Se volvió decidido hacia una puerta con una cortina, pero el doctor Alford lo tomó firme aunque cortésmente del brazo y le obligó a detenerse. El viejo Bayard estaba leyendo el periódico. Miss Jenny los contemplaba fríamente, con la toca situada en el centro exacto de la cabeza.
—Mrs. Du Pre, Coronel Sartoris —dijo el doctor Alford—, éste es el doctor Brandt. El Coronel Sartoris es su p…
—¿Cómo está usted? ¿Cómo está usted? ¿Ha venido con el paciente, eh? ¿Hija? ¿Nieta?
El viejo Bayard levantó la vista.
—¿Cómo? —dijo, ahuecando la mano alrededor de la oreja y descubriendo que el especialista le estaba examinando la cara.

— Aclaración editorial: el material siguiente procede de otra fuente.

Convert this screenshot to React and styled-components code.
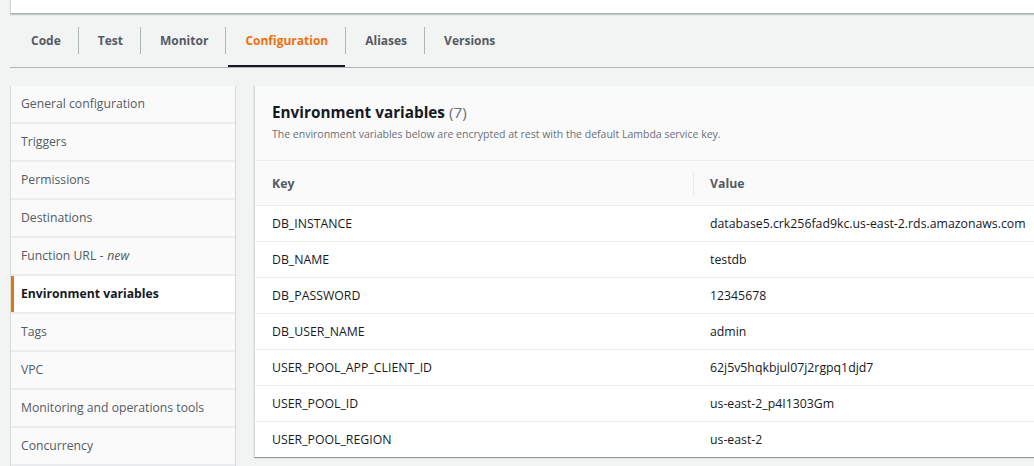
import React from "react";
import styled, { createGlobalStyle } from "styled-components";

const GlobalStyle = createGlobalStyle`
  body {
    margin: 0;
    background: #f2f3f3;
    font-family: "Open Sans", "Noto Sans", sans-serif;
    color: #16191f;
  }
`;

const Page = styled.div`
  width: 1034px;
  height: 466px;
  overflow: hidden;
  padding-left: 10px;
  box-sizing: border-box;
`;

const TopCard = styled.div`
  height: 13px;
  background: #fff;
  border-left: 1px solid #d5dbdb;
  border-bottom: 1px solid #aab7b8;
  box-shadow: 0 1px 1px rgba(0, 28, 36, 0.2);
`;

const TabBar = styled.div`
  display: flex;
  margin-top: 13px;
  height: 40px;
  border-bottom: 1px solid #aab7b8;
`;

const Tab = styled.div`
  position: relative;
  display: flex;
  align-items: flex-start;
  padding: 0 17px 0 ${(p) => (p.$first ? "21px" : "19px")};
  height: 40px;
  font-size: 12px;
  font-weight: 700;
  line-height: 27px;
  color: ${(p) => (p.$active ? "#ec7211" : "#545b64")};
  border-right: ${(p) => (p.$last ? "none" : "1px solid #aab7b8")};
  box-sizing: border-box;
  &::before {
    content: "";
    position: absolute;
    right: -1px;
    top: 27px;
    height: 13px;
    width: 1px;
    background: #f2f3f3;
    display: ${(p) => (p.$last ? "none" : "block")};
  }
  &::after {
    content: "";
    position: absolute;
    left: 2px;
    right: 0;
    bottom: 0;
    height: 2px;
    background: #16191f;
    display: ${(p) => (p.$active ? "block" : "none")};
  }
`;

const Body = styled.div`
  display: flex;
  gap: 18px;
  margin-top: 18px;
  align-items: flex-start;
`;

const SideNav = styled.div`
  width: 226px;
  flex-shrink: 0;
  display: flex;
  flex-direction: column;
  gap: 2px;
  padding-bottom: 2px;
  background: #eaeded;
  border-left: 1px solid #d5dbdb;
  border-right: 1px solid #d5dbdb;
  box-sizing: border-box;
`;

const NavItem = styled.div`
  height: 36px;
  display: flex;
  align-items: center;
  padding-left: ${(p) => (p.$active ? "7px" : "10px")};
  padding-bottom: 1px;
  box-sizing: border-box;
  font-size: 12.2px;
  background: ${(p) => (p.$active ? "#fff" : "#fafafa")};
  color: ${(p) => (p.$active ? "#16191f" : "#545b64")};
  font-weight: ${(p) => (p.$active ? 700 : 400)};
  border-left: ${(p) => (p.$active ? "3px solid #ec7211" : "none")};
  white-space: nowrap;
  em {
    margin-left: 4px;
  }
`;

const Panel = styled.div`
  flex: 1;
  min-width: 800px;
  background: #fff;
  border-left: 1px solid #d5dbdb;
  box-shadow: 0 1px 1px 0 rgba(0, 28, 36, 0.3), 1px 1px 1px 0 rgba(0, 28, 36, 0.15);
`;

const PanelHeader = styled.div`
  height: 75px;
  box-sizing: border-box;
  padding: 15px 0 0 17px;
  background: #fafafa;
  border-bottom: 1px solid #eaeded;
`;

const Title = styled.h2`
  margin: 0;
  font-size: 15.3px;
  line-height: 22px;
  font-weight: 700;
  color: #16191f;
  span {
    font-weight: 400;
    color: #687078;
  }
`;

const Desc = styled.p`
  margin: 3px 0 0;
  font-size: 10.5px;
  line-height: 16px;
  color: #687078;
`;

const Row = styled.div`
  display: grid;
  grid-template-columns: 438px 1fr;
  height: ${(p) => (p.$head ? "44px" : "35px")};
  align-items: center;
  background: ${(p) => (p.$head ? "#fafafa" : "#fff")};
  border-bottom: ${(p) => (p.$lastRow ? "none" : "1px solid #eaeded")};
  font-size: 12.3px;
  color: ${(p) => (p.$head ? "#545b64" : "#16191f")};
  font-weight: ${(p) => (p.$head ? 700 : 400)};
`;

const Cell = styled.div`
  padding-left: 17px;
  white-space: nowrap;
  height: 100%;
  display: flex;
  align-items: center;
  box-sizing: border-box;
`;

const HeadCell = styled(Cell)`
  position: relative;
  &::before {
    content: "";
    position: absolute;
    left: 0;
    top: 11px;
    bottom: 10px;
    width: 1px;
    background: #eaeded;
    display: ${(p) => (p.$sep ? "block" : "none")};
  }
`;

const tabs = ["Code", "Test", "Monitor", "Configuration", "Aliases", "Versions"];

const navItems = [
  "General configuration",
  "Triggers",
  "Permissions",
  "Destinations",
  "Function URL",
  "Environment variables",
  "Tags",
  "VPC",
  "Monitoring and operations tools",
  "Concurrency",
];

const vars = [
  ["DB_INSTANCE", "database5.crk256fad9kc.us-east-2.rds.amazonaws.com"],
  ["DB_NAME", "testdb"],
  ["DB_PASSWORD", "12345678"],
  ["DB_USER_NAME", "admin"],
  ["USER_POOL_APP_CLIENT_ID", "62j5v5hqkbjul07j2rgpq1djd7"],
  ["USER_POOL_ID", "us-east-2_p4I1303Gm"],
  ["USER_POOL_REGION", "us-east-2"],
];

export default function App() {
  return (
    <Page>
      <GlobalStyle />
      <TopCard />
      <TabBar>
        {tabs.map((t, i) => (
          <Tab
            key={t}
            $first={i === 0}
            $last={i === tabs.length - 1}
            $active={t === "Configuration"}
          >
            {t}
          </Tab>
        ))}
      </TabBar>
      <Body>
        <SideNav>
          {navItems.map((n) => (
            <NavItem key={n} $active={n === "Environment variables"}>
              {n === "Function URL" ? (
                <>
                  Function URL - <em>new</em>
                </>
              ) : (
                n
              )}
            </NavItem>
          ))}
        </SideNav>
        <Panel>
          <PanelHeader>
            <Title>
              Environment variables <span>(7)</span>
            </Title>
            <Desc>
              The environment variables below are encrypted at rest with the
              default Lambda service key.
            </Desc>
          </PanelHeader>
          <Row $head>
            <HeadCell>Key</HeadCell>
            <HeadCell $sep>Value</HeadCell>
          </Row>
          {vars.map(([k, v], i) => (
            <Row key={k} $lastRow={i === vars.length - 1}>
              <Cell>{k}</Cell>
              <Cell>{v}</Cell>
            </Row>
          ))}
        </Panel>
      </Body>
    </Page>
  );
}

—¿Qué es eso que tiene usted ahí? —preguntó, adelantando la mano y tocando la ennegrecida excrecencia escamosa. Al hacerlo, la protuberancia se le quedó entre los dedos, dejando en la arrugada pero inmaculada mejilla del viejo Bayard un redondel tan rosado y suave como la piel de un niño de pecho.
A última hora de la tarde en el tren de vuelta, el viejo Bayard, que llevaba un buen rato sumido en profunda meditación, preguntó súbitamente:
—Jenny, ¿a qué día del mes estamos?
—A nueve —respondió Miss Jenny—. ¿Por qué?
El viejo Bayard no respondió pero se puso en pie al cabo de un rato.
—Creo que voy a salir a fumarme un cigarro —dijo—. Imagino que un poco de tabaco no me hará daño, ¿verdad, doctor?
Tres semanas después recibieron una factura del especialista por un importe de cincuenta dólares.
—Ahora ya sé por qué es tan famoso —dijo Miss Jenny con ácida ironía. Y luego añadió, dirigiéndose a su sobrino—: Dale gracias al cielo de que no fuera el sombrero lo que intentó quitarte.
A partir de aquel momento su actitud hacia el doctor Alford se hizo desafiantemente protectora; al viejo Falls lo saludaba con una inclinación de cabeza muy breve y extremadamente fría, y en cuanto a Loosh Peabody, ni siquiera hablaba con él.